▸ EXERCISE INPUTS
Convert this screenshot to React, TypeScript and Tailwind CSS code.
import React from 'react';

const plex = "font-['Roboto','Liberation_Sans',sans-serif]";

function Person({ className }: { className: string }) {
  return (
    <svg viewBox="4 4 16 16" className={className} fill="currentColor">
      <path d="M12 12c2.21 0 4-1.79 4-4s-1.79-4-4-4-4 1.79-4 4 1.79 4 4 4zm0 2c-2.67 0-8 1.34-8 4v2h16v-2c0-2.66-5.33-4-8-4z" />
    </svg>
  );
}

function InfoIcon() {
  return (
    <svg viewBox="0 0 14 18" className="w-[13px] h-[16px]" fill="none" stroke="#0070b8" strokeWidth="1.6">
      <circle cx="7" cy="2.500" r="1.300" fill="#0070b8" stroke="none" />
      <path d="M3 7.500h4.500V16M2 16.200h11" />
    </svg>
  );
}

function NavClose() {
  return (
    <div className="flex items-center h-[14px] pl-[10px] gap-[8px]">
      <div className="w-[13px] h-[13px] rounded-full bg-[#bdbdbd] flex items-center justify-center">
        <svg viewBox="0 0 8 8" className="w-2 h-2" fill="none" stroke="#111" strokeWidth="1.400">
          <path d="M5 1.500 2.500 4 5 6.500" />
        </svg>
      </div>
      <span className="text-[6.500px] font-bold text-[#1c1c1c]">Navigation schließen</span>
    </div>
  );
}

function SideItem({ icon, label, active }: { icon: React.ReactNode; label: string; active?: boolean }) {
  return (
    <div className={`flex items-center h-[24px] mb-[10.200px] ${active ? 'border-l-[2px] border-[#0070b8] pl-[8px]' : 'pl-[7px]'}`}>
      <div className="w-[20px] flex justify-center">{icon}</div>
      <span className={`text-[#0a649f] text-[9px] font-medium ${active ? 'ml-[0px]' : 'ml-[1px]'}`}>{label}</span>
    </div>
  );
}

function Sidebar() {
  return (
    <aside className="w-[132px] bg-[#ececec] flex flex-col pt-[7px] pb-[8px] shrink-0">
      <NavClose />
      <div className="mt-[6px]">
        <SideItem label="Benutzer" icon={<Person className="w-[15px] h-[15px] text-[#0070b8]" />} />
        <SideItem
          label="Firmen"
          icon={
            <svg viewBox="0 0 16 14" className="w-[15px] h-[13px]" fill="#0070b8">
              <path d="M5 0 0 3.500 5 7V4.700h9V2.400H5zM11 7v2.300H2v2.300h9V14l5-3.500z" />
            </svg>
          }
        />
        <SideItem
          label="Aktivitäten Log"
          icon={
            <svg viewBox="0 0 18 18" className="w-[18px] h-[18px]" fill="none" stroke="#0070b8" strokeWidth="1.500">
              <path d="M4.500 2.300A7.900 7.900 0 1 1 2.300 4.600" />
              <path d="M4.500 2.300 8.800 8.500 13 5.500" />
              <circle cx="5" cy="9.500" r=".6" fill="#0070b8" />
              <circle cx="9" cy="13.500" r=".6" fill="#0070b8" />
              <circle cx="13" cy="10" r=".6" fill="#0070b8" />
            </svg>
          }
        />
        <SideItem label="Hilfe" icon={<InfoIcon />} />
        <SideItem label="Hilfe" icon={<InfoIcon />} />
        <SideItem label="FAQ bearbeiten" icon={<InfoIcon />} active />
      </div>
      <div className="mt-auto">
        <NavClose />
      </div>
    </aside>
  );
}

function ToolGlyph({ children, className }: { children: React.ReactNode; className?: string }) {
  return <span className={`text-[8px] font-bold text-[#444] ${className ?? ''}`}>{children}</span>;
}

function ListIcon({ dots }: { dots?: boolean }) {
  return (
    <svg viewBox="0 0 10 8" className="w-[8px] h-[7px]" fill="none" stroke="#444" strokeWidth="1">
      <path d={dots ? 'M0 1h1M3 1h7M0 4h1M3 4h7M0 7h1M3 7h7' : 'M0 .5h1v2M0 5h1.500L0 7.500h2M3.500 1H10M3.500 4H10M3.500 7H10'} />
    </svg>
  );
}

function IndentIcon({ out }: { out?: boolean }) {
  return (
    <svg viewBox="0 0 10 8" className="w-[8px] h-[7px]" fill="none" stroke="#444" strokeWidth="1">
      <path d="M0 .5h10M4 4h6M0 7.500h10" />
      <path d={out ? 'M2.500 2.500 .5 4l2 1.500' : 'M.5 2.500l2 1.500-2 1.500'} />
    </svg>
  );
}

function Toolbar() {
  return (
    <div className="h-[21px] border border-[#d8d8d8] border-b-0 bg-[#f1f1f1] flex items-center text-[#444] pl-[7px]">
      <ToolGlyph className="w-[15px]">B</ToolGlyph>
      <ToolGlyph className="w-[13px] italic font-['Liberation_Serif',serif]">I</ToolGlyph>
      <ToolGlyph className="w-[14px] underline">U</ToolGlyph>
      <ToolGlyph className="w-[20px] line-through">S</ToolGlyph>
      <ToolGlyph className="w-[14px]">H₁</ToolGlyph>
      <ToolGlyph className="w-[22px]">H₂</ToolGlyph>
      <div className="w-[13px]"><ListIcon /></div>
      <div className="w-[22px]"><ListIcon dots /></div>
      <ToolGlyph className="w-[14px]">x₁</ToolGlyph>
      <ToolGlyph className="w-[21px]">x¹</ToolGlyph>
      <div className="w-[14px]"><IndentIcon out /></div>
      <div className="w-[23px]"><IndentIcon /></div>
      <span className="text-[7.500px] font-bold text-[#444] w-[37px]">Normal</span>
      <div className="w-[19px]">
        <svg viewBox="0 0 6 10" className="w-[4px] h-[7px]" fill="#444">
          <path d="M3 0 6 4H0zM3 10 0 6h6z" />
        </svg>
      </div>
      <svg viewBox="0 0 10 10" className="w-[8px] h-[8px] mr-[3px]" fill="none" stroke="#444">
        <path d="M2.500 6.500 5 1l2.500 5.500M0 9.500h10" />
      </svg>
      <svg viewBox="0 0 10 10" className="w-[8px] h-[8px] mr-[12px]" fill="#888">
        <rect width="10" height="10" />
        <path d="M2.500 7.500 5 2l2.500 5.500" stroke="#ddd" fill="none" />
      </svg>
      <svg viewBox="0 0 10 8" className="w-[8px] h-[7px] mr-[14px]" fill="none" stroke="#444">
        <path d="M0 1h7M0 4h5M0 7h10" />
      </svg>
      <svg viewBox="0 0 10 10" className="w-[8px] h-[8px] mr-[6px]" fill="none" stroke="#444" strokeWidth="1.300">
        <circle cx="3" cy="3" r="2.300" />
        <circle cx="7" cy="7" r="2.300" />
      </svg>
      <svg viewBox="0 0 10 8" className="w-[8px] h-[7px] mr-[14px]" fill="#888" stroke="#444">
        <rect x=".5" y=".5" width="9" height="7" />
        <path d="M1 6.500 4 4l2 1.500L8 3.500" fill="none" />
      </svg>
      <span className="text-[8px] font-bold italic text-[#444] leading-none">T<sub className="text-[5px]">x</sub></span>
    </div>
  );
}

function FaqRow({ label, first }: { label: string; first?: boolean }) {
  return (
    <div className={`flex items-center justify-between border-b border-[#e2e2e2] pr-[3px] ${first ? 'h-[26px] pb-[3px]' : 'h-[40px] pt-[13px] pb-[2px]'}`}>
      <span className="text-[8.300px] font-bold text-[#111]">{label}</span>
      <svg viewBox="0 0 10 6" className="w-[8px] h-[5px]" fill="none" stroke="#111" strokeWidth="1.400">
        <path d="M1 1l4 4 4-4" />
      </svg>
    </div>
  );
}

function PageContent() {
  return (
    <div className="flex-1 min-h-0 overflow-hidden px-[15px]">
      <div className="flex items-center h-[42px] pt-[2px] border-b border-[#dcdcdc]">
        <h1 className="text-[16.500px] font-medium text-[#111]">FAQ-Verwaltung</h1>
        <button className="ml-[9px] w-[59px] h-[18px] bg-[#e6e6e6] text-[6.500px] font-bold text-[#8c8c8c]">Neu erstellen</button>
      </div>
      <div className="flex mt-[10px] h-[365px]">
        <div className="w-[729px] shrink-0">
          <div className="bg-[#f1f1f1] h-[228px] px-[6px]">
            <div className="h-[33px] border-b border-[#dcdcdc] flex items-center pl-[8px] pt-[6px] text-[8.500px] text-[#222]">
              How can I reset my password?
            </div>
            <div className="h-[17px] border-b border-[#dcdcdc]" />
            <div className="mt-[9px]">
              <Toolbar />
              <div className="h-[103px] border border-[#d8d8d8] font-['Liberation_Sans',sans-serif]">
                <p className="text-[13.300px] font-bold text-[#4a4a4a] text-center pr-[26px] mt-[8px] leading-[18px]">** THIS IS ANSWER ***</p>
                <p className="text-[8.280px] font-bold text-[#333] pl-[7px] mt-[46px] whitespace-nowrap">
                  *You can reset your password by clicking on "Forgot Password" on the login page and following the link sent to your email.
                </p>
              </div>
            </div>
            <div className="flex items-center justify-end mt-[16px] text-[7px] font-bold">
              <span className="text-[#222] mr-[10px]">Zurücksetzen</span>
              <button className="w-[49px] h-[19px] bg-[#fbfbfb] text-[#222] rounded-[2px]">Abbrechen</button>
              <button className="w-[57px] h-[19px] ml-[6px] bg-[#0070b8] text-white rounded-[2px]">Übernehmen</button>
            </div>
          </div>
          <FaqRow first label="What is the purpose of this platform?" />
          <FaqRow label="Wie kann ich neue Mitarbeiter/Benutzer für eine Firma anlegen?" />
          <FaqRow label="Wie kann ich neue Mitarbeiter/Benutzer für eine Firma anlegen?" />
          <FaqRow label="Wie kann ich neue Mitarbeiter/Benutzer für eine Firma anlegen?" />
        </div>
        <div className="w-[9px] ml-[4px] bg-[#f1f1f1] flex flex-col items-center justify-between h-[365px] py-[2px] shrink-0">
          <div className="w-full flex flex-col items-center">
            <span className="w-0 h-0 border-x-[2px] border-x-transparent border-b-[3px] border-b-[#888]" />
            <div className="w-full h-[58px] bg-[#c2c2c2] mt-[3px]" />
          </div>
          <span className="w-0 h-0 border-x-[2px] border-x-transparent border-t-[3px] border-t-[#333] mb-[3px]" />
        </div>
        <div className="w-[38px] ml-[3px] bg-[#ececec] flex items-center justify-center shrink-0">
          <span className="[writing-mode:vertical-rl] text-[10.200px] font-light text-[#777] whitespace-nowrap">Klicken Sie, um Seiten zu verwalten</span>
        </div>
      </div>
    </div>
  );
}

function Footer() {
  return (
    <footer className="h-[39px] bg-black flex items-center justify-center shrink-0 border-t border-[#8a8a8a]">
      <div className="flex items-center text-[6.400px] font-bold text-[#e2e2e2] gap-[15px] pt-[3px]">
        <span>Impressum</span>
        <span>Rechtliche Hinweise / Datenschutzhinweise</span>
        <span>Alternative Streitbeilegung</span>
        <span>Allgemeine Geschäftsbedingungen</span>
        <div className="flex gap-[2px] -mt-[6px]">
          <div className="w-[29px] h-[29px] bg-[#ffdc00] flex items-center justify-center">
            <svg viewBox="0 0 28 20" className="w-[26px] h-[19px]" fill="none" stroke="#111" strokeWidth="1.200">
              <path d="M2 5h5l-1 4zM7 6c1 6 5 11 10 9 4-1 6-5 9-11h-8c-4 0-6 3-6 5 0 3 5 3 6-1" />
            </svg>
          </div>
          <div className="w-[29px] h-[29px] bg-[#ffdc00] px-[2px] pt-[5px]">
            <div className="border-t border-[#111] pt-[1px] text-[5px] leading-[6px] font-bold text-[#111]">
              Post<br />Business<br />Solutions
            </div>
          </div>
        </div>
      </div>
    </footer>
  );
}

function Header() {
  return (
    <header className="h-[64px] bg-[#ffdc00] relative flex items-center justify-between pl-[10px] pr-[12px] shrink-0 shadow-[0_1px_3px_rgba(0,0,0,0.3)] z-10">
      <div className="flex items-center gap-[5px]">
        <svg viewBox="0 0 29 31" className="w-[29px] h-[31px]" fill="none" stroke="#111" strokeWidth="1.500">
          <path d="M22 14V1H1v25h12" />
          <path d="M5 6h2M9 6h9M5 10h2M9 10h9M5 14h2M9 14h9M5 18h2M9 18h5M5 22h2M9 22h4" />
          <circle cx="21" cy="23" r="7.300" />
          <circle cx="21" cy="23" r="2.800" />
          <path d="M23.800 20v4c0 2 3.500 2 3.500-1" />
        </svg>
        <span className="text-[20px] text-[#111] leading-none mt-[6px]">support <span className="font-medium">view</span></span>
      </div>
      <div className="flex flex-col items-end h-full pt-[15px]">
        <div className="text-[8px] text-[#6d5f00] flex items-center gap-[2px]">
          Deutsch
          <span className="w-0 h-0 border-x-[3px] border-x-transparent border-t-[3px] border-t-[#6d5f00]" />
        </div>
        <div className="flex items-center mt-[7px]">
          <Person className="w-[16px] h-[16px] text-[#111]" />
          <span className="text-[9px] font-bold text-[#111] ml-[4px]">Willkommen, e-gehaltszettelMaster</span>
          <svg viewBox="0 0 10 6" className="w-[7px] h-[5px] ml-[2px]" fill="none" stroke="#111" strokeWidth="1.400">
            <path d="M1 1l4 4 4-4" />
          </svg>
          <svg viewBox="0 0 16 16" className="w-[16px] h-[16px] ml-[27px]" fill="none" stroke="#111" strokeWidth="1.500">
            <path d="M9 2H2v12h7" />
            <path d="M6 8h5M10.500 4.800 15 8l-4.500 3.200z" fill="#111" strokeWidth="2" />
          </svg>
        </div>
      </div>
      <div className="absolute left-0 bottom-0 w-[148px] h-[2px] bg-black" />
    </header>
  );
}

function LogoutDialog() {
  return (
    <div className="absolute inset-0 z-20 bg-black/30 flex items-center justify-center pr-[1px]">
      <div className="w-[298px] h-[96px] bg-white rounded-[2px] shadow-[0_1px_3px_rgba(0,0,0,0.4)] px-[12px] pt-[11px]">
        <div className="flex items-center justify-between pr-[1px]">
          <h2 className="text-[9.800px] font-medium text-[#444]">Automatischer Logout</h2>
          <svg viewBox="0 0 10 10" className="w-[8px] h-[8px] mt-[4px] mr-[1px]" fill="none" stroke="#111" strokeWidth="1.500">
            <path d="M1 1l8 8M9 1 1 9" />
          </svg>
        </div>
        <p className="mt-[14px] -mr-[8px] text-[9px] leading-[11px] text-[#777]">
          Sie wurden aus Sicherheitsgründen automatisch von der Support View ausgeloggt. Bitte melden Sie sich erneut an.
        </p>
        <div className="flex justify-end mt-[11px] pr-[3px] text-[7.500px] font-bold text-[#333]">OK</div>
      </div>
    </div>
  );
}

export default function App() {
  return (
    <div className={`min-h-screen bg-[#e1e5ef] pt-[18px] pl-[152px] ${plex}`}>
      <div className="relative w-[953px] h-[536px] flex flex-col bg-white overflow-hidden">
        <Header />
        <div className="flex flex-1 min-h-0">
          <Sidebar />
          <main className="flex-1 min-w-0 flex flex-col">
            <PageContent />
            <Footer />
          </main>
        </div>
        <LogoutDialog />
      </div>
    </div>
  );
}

* * *

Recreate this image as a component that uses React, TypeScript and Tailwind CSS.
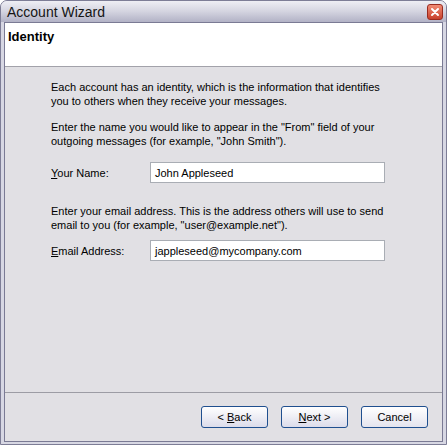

▸ TASK
Copy out every line of the listing that includes the string "TypeScript".

▸ FINISHED EXERCISE
Convert this screenshot to React, TypeScript and Tailwind CSS code.
Recreate this image as a component that uses React, TypeScript and Tailwind CSS.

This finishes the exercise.